LAB REPORT

Science and Technology Making Headlines

Nov. 9, 2018


A new study says the oceans have been taking up more heat in recent decades.

Oceans are in hot water

The world's oceans have been soaking up far more excess heat in recent decades than scientists realized, suggesting that Earth could be set to warm even faster than predicted in the years ahead, according to new research.

Over the past quarter century, the Earth's oceans have retained 60 percent more heat each year than scientists previously had thought, according to a new study by Princeton University. The difference represents an enormous amount of additional energy, originating from the sun and trapped by the Earth's atmosphere -- more than eight times the world's energy.

Paul Durack, a research scientist at the Lawrence Livermore National Laboratory, said the new study offers "a really interesting new insight," but is "quite alarming."

The warming found in the study is "more than twice the rates of long-term warming estimates from the 1960s and '70s to the present," Durack said, adding that if these rates are validated by further studies, "it means the rate of warming and the sensitivity of the Earth's system to greenhouse gases is at the upper end." He said that if scientists have underestimated the amount of heat taken up by the oceans, "it will mean we need to go back to the drawing board" on the aggressiveness of mitigation actions the world needs to take promptly to limit future warming.


Arctic sea ice in September 2017, when the ice reached its annual minimum. In addition, a yellow line marks the 30-year average minimum sea ice extent from 1981 through 2010. Image courtesy of NASA

Nature takes its course

Arctic sea ice loss in the last 37 year is not due to humans alone.

According to new analysis by scientists at Lawrence Livermore National Laboratory, natural climate variability has accelerated Arctic sea ice loss over the last several decades.

Researchers used a variety of climate models and an analytical method known as "fingerprinting" to determine which factors best explain changes in Arctic sea ice. It turns out natural climate fluctuations, including El Niño and La Niña patterns, account for 40 to 50 percent of sea ice loss in the Arctic.

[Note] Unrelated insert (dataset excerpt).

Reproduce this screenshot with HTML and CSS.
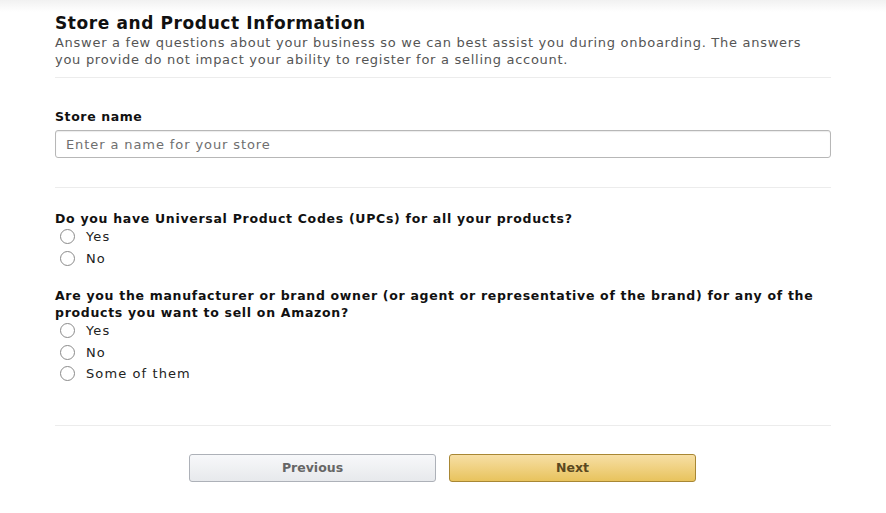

"Internal variability can enhance or mute changes in climate due to greenhouse gas emissions. In this case, internal variability has tended to enhance Arctic sea ice loss," said Stephen Po-Chedley, an LLNL climate scientist,

Over the last decade, Arctic sea ice maximum and minimum extents have routinely set new record lows. The latest research suggests those losses are the result of both human-caused global warming and natural climate variability.


Sierra, one of the fastest supercomputers in the world, will serve the National Nuclear Security Administration’s three nuclear security laboratories. Photo by Randy Wong/LLNL

Supersize it

As supercomputers go, Lawrence Livermore’s Sierra is one of the fastest in the world, ranking at No. 3 on the Top500 list of the speediest computers.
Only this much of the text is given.